_STATED GOAL:_ The answer is one number: how many lines in the data below hold "React".

_PROVIDED MATERIAL:_
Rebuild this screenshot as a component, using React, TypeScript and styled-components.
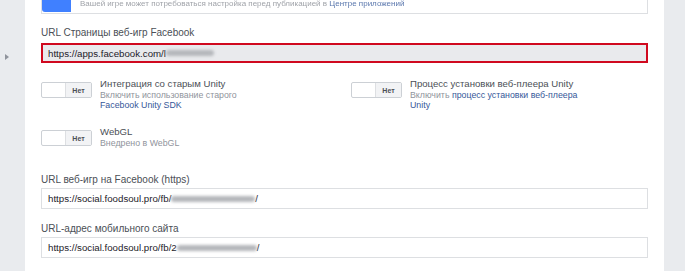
import React from "react";
import styled, { createGlobalStyle } from "styled-components";

const GlobalStyle = createGlobalStyle`
  body {
    margin: 0;
    font-family: "Liberation Sans", Arial, sans-serif;
    overflow: hidden;
  }
`;

const Page = styled.div`
  display: grid;
  grid-template-columns: 25px 1fr 21px;
  height: 271px;
  overflow: hidden;
`;

const Sidebar = styled.div`
  background: #e9ebee;
  padding: 54px 0 0 5px;
`;

const Caret = styled.div`
  width: 0;
  height: 0;
  border-top: 3px solid transparent;
  border-bottom: 3px solid transparent;
  border-left: 4px solid #90949c;
`;

const Rail = styled.div`
  background: #e9ebee;
`;

const Main = styled.div`
  background: #fff;
  padding: 0 16px;
  overflow: hidden;
`;

const Notice = styled.div`
  display: flex;
  gap: 9px;
  margin-top: -20px;
  height: 33px;
  border: 1px solid #dddfe2;
  border-top: none;
`;

const NoticeIcon = styled.div`
  width: 29px;
  height: 32px;
  background: #4080ff;
  border-radius: 0 0 0 3px;
`;

const NoticeText = styled.div`
  font-size: 8px;
  line-height: 8px;
  color: #a0a3a9;
  padding-top: 20px;
  filter: blur(0.5px);
  white-space: nowrap;

  a {
    color: #5a77ad;
    text-decoration: none;
  }
`;

const Label = styled.div<{ $top: number }>`
  margin-top: ${(p) => p.$top}px;
  font-size: 10px;
  line-height: 14px;
  color: #4b4f56;
`;

const Input = styled.div<{ $error?: boolean }>`
  box-sizing: border-box;
  margin-top: ${(p) => (p.$error ? 3 : 1)}px;
  height: ${(p) => (p.$error ? 20 : 21)}px;
  display: flex;
  align-items: center;
  padding-left: ${(p) => (p.$error ? 5 : 6)}px;
  font-size: 9.7px;
  color: #1d2129;
  background: ${(p) => (p.$error ? "#e9eaed" : "#fff")};
  border: ${(p) => (p.$error ? "2px solid #d0091f" : "1px solid #dddfe2")};
  white-space: nowrap;
`;

const Blurred = styled.span<{ $w: number }>`
  display: inline-block;
  width: ${(p) => p.$w}px;
  height: 6px;
  background: #b5b7bb;
  filter: blur(1.5px);
  border-radius: 3px;
`;

const OptionGrid = styled.div`
  display: grid;
  grid-template-columns: 310px 1fr;
  row-gap: 15px;
  margin-top: 14px;
`;

const Option = styled.div`
  display: flex;
  gap: 8px;
  align-items: flex-start;
`;

const Toggle = styled.div`
  margin-top: 5px;
  box-sizing: border-box;
  width: 51px;
  height: 16px;
  display: flex;
  border: 1px solid #ccd0d5;
  border-radius: 2px;
  background: #fff;
`;

const ToggleOff = styled.div`
  margin-left: auto;
  width: 25px;
  display: flex;
  align-items: center;
  justify-content: center;
  background: #f2f3f5;
  border-left: 1px solid #dddfe2;
  font-size: 7px;
  font-weight: bold;
  color: #4b4f56;
`;

const OptionText = styled.div<{ $w: number }>`
  width: ${(p) => p.$w}px;
`;

const OptionTitle = styled.div`
  font-size: 9.6px;
  line-height: 13px;
  color: #4b4f56;
`;

const OptionHint = styled.div`
  font-size: 8.8px;
  line-height: 10px;
  color: #90949c;

  a {
    color: #365899;
    text-decoration: none;
  }
`;

const Switch = () => (
  <Toggle>
    <ToggleOff>Нет</ToggleOff>
  </Toggle>
);

export default function App() {
  return (
    <>
      <GlobalStyle />
      <Page>
        <Sidebar>
          <Caret />
        </Sidebar>
        <Main>
          <Notice>
            <NoticeIcon />
            <NoticeText>
              Вашей игре может потребоваться настройка перед публикацией в{" "}
              <a href="#">Центре приложений</a>
            </NoticeText>
          </Notice>

          <Label $top={12}>URL Страницы веб-игр Facebook</Label>
          <Input $error>
            https://apps.facebook.com/l
            <Blurred $w={48} />
          </Input>

          <OptionGrid>
            <Option>
              <Switch />
              <OptionText $w={162}>
                <OptionTitle>Интеграция со старым Unity</OptionTitle>
                <OptionHint>
                  Включить использование старого <a href="#">Facebook Unity SDK</a>
                </OptionHint>
              </OptionText>
            </Option>
            <Option>
              <Switch />
              <OptionText $w={180}>
                <OptionTitle>Процесс установки веб-плеера Unity</OptionTitle>
                <OptionHint>
                  Включить <a href="#">процесс установки веб-плеера</a>{" "}
                  <a href="#">Unity</a>
                </OptionHint>
              </OptionText>
            </Option>
            <Option>
              <Switch />
              <OptionText $w={162}>
                <OptionTitle>WebGL</OptionTitle>
                <OptionHint>Внедрено в WebGL</OptionHint>
              </OptionText>
            </Option>
          </OptionGrid>

          <Label $top={25}>URL веб-игр на Facebook (https)</Label>
          <Input>
            https://social.foodsoul.pro/fb/
            <Blurred $w={84} />/
          </Input>

          <Label $top={13}>URL-адрес мобильного сайта</Label>
          <Input>
            https://social.foodsoul.pro/fb/2
            <Blurred $w={80} />/
          </Input>
        </Main>
        <Rail />
      </Page>
    </>
  );
}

_EXERCISE RESULT:_ 2